The biggest fear of shorter-term investors in China is that the government will devalue its currency in the face of continued economic weakness in the region. That could actually work to Kodak’s advantage, as Thailand’s devaluation has helped Ford in that country. For one thing, a devaluation would reduce the amount that the company would have to pay in dollars to upgrade its partners’ facilities. What’s more, Kodak is currently exporting a substantial amount of product from the United States to China, and since its venture there is designed primarily for the domestic market, getting up and running with production could give Kodak a big leg up on its primary competitor, Fuji, if there is a devaluation. “The sooner we can get the assets operational in China, the better off we will be,” says Swift.
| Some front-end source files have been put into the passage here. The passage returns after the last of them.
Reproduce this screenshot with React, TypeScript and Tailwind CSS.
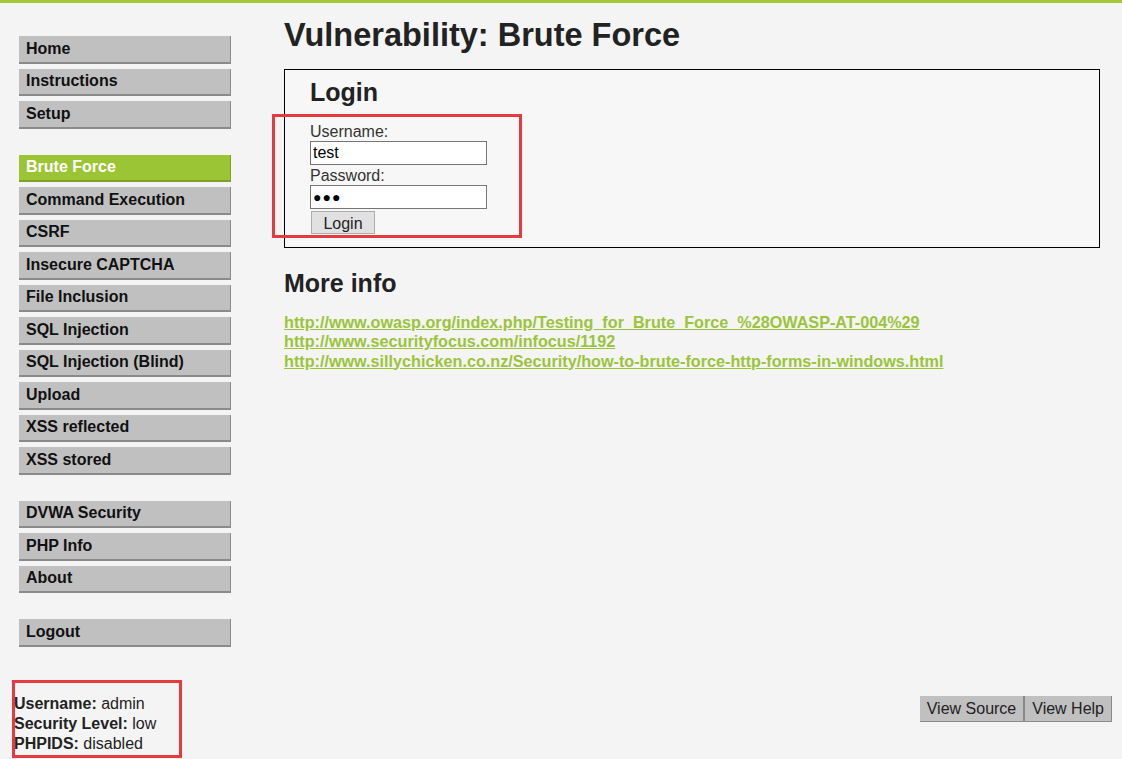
import React from "react";

const groups: { label: string; active?: boolean }[][] = [
  [{ label: "Home" }, { label: "Instructions" }, { label: "Setup" }],
  [
    { label: "Brute Force", active: true },
    { label: "Command Execution" },
    { label: "CSRF" },
    { label: "Insecure CAPTCHA" },
    { label: "File Inclusion" },
    { label: "SQL Injection" },
    { label: "SQL Injection (Blind)" },
    { label: "Upload" },
    { label: "XSS reflected" },
    { label: "XSS stored" },
  ],
  [{ label: "DVWA Security" }, { label: "PHP Info" }, { label: "About" }],
  [{ label: "Logout" }],
];

const links = [
  "http://www.owasp.org/index.php/Testing_for_Brute_Force_%28OWASP-AT-004%29",
  "http://www.securityfocus.com/infocus/1192",
  "http://www.sillychicken.co.nz/Security/how-to-brute-force-http-forms-in-windows.html",
];

export default function App() {
  return (
    <div className="relative flex h-[759px] flex-col overflow-hidden bg-[#f4f4f4] font-['Liberation_Sans',Arial,sans-serif] text-[#222]">
      <div className="h-[3px] bg-[#a2c83a]" />
      <div className="flex flex-1">
        <nav className="w-[284px] shrink-0 pl-[19px] pt-[33px]">
          <div className="flex w-[212px] flex-col gap-[26px]">
            {groups.map((g, gi) => (
              <ul key={gi} className="flex flex-col gap-[5px]">
                {g.map((it) => (
                  <li
                    key={it.label}
                    className={
                      it.active
                        ? "flex h-[27.5px] items-center border-b-2 border-r border-[#7f9f2a] bg-[#9cc535] pl-[7px] text-[16px] font-bold text-white"
                        : "flex h-[27.5px] items-center border-b-2 border-r border-[#8a8a8a] bg-[#c0c0c0] pl-[7px] text-[16px] font-bold text-[#111]"
                    }
                  >
                    {it.label}
                  </li>
                ))}
              </ul>
            ))}
          </div>
        </nav>
        <main className="flex-1 pr-[22px]">
          <h1 className="mt-[13px] text-[32.5px] font-bold leading-[38px] text-[#222]">
            Vulnerability: Brute Force
          </h1>
          <div className="mt-[15px] border border-black bg-[#f7f7f7] pb-[13px] pl-[25px] pt-[7px]">
            <h2 className="text-[25px] font-bold leading-[30px] text-[#222]">Login</h2>
            <div className="mt-[15px] flex flex-col items-start">
              <label className="text-[16px] leading-[19px] text-[#333]">Username:</label>
              <input
                readOnly
                value="test"
                className="h-[24px] w-[177px] border border-[#767676] bg-white px-[2px] text-[16px] text-black outline-none"
              />
              <label className="mt-[1px] text-[16px] leading-[19px] text-[#333]">Password:</label>
              <div className="flex h-[24px] w-[177px] items-center border border-[#767676] bg-white px-[2px] text-[14px] tracking-[1px] text-black">
                ●●●
              </div>
              <button className="ml-[1px] mt-[2px] h-[23px] w-[64px] border border-[#adadad] bg-[#e1e1e1] text-[16px] text-[#222]">
                Login
              </button>
            </div>
          </div>
          <h2 className="mt-[20px] text-[25px] font-bold leading-[30px] text-[#222]">More info</h2>
          <ul className="mt-[14.5px] flex flex-col">
            {links.map((l) => (
              <li key={l} className="text-[16.2px] font-bold leading-[19.5px]">
                <a href="#" className="text-[#9bc43b] underline">
                  {l}
                </a>
              </li>
            ))}
          </ul>
        </main>
      </div>
      <footer className="flex h-[65px] items-start justify-between">
        <div className="pl-[14px] text-[16px] leading-[20px] text-[#222]">
          <div>
            <b>Username:</b> admin
          </div>
          <div>
            <b>Security Level:</b> low
          </div>
          <div>
            <b>PHPIDS:</b> disabled
          </div>
        </div>
        <div className="mr-[10px] mt-[2px] flex">
          <button className="h-[26px] border-b border-r-2 border-[#8a8a8a] bg-[#c0c0c0] px-[7px] text-[16px] text-[#222]">
            View Source
          </button>
          <button className="h-[26px] border-b border-r border-[#8a8a8a] bg-[#c0c0c0] px-[7px] text-[16px] text-[#222]">
            View Help
          </button>
        </div>
      </footer>
      <div className="pointer-events-none absolute left-[272px] top-[114px] h-[124px] w-[250px] border-[3px] border-[#e53b3f]" />
      <div className="pointer-events-none absolute left-[12px] top-[680px] h-[78px] w-[170px] border-[3px] border-[#e53b3f]" />
    </div>
  );
}
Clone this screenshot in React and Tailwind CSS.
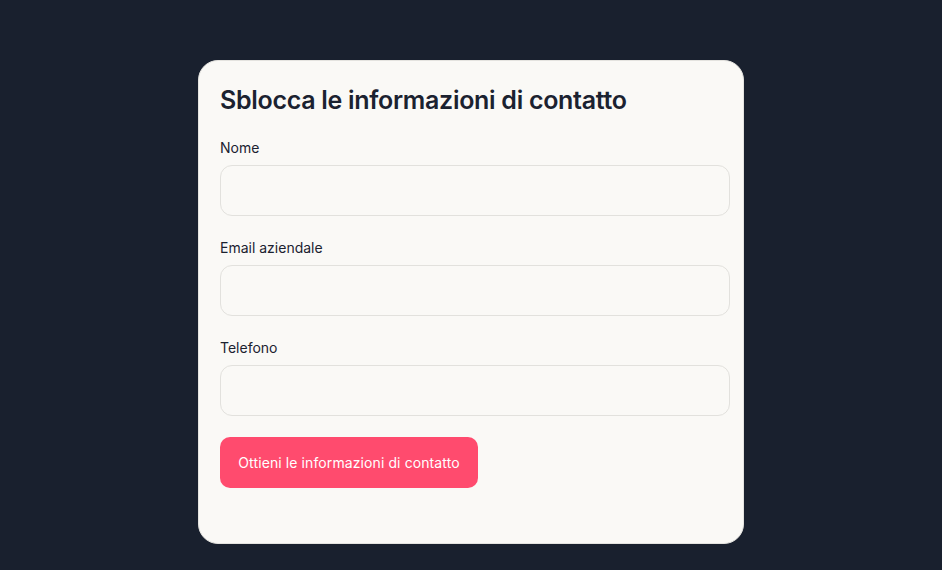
export default function App() {
  const fields = ['Nome', 'Email aziendale', 'Telefono'];

  return (
    <div className="min-h-[570px] w-full bg-[#19202e] flex justify-center pt-[60px] font-['Inter',sans-serif]">
      <div className="w-[546px] h-[484px] bg-[#faf9f6] border border-[#e4e3df] rounded-[20px] pl-[21px] pr-[13px] pt-[21px]">
        <h2 className="text-[25px] leading-[36px] font-semibold text-[#1b2230] tracking-[-0.3px]">
          Sblocca le informazioni di contatto
        </h2>

        <div className="mt-[20px] flex flex-col gap-[22px]">
          {fields.map((f) => (
            <label key={f} className="flex flex-col gap-[7px]">
              <span className="text-[14px] leading-[20px] text-[#1b2230]">{f}</span>
              <input
                type="text"
                className="h-[51px] w-full rounded-[12px] border border-[#e2e1dd] bg-[#faf9f6] px-3 outline-none"
              />
            </label>
          ))}
        </div>

        <button className="mt-[21px] h-[51px] w-[258px] rounded-[10px] bg-[#ff4b6e] text-white text-[14px] tracking-[0.1px]">
          Ottieni le informazioni di contatto
        </button>
      </div>
    </div>
  );
}
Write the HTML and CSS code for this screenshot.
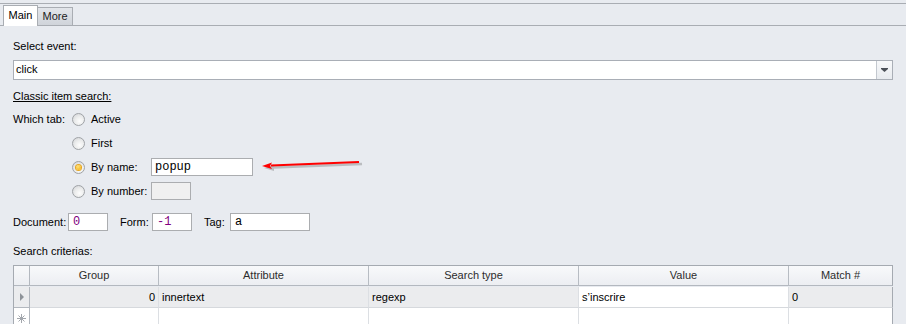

Yet Kodak is being careful to ensure that its Chinese distributors are in good shape. “We’ve asked them to be as open as they can be with their books,” says Swift. And he notes that “most are so hungry to get the business they are willing to oblige.” Still, Kodak won’t be financing the distributors. Instead, they’ll turn to local banks.
What all this shows is that even as companies like Ford and Kodak seek a firmer grip on their businesses in Asia, they are trying hard to steer clear of financial pitfalls. “We’re not going to take financial risks that would put Ford in jeopardy,” says DiMarco. Yet that might become far more difficult. Under a proposed accounting-rule change under consideration by FASB, minority stakes might no longer offer U.S. companies a way to limit their exposure to a joint venture’s poor operating results. The rule could require a company to consolidate the results of its joint ventures even when it owns less than 50 percent.
In other words, if minority ownership doesn’t limit one’s exposure to a foreign venture’s downside, there’s no reason not to seek control over it, especially when global market conditions are as uncertain as they are today. Unless, of course, one needs outside help. In that case, a company might find it more prudent to cut and run for whatever shelter remains within U.S. shores.